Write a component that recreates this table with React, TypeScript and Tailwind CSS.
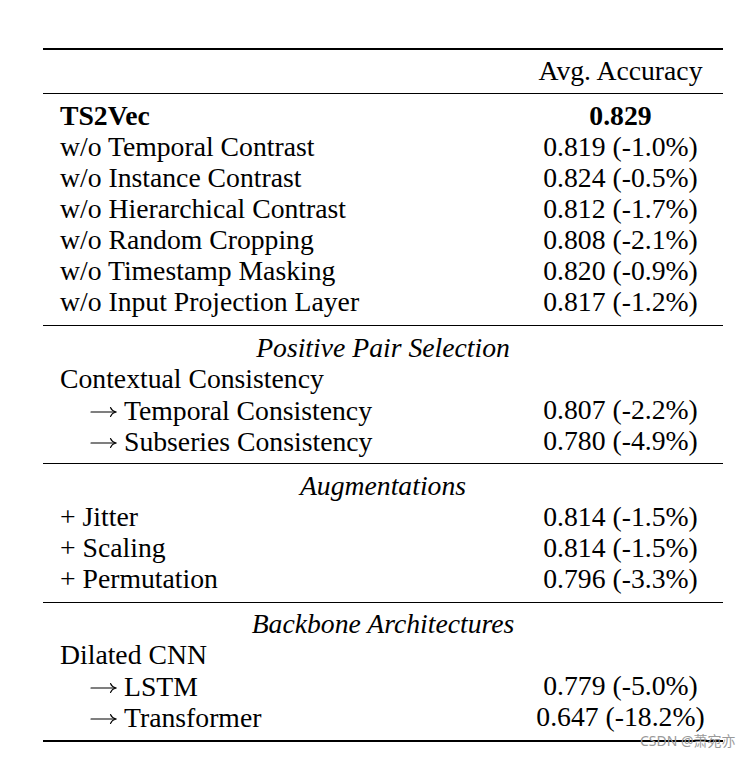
====
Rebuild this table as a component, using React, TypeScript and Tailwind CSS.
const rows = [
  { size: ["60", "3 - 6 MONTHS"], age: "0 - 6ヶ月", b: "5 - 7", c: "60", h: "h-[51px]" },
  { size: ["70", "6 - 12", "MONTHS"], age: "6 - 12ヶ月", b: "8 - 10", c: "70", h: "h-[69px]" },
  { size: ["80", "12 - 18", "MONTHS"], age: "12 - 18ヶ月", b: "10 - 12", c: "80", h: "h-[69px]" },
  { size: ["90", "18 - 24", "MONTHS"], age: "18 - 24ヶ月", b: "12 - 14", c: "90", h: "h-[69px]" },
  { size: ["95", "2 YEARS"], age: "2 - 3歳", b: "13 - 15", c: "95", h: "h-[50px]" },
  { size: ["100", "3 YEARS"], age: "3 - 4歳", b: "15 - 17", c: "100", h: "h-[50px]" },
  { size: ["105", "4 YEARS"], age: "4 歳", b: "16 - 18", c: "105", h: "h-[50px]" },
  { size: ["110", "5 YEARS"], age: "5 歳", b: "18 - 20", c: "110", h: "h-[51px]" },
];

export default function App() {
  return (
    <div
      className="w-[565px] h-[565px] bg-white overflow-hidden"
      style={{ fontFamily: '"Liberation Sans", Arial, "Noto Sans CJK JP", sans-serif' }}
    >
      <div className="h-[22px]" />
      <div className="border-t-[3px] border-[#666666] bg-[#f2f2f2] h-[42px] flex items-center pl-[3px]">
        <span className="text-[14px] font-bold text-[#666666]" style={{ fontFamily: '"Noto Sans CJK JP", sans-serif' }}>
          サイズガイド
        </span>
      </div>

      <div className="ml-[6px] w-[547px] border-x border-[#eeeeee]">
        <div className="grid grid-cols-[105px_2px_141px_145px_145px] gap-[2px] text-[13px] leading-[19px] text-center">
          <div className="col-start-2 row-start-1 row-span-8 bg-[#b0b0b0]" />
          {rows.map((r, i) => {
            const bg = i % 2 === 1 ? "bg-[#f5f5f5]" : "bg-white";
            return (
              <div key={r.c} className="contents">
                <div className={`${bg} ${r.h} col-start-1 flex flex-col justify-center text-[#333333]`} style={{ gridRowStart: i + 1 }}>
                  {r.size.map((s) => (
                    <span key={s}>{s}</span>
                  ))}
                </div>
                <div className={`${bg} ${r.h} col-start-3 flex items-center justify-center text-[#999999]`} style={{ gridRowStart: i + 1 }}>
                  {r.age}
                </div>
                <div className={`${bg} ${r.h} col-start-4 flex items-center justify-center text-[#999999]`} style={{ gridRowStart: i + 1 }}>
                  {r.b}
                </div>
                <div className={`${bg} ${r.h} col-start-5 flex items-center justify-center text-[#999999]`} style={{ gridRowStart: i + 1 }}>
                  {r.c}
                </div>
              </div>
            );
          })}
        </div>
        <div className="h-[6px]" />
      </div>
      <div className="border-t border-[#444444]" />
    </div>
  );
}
====
# Short problem:
Give the number of lines in the entries that include the string "this", and nothing more.

# Answer for the task:
2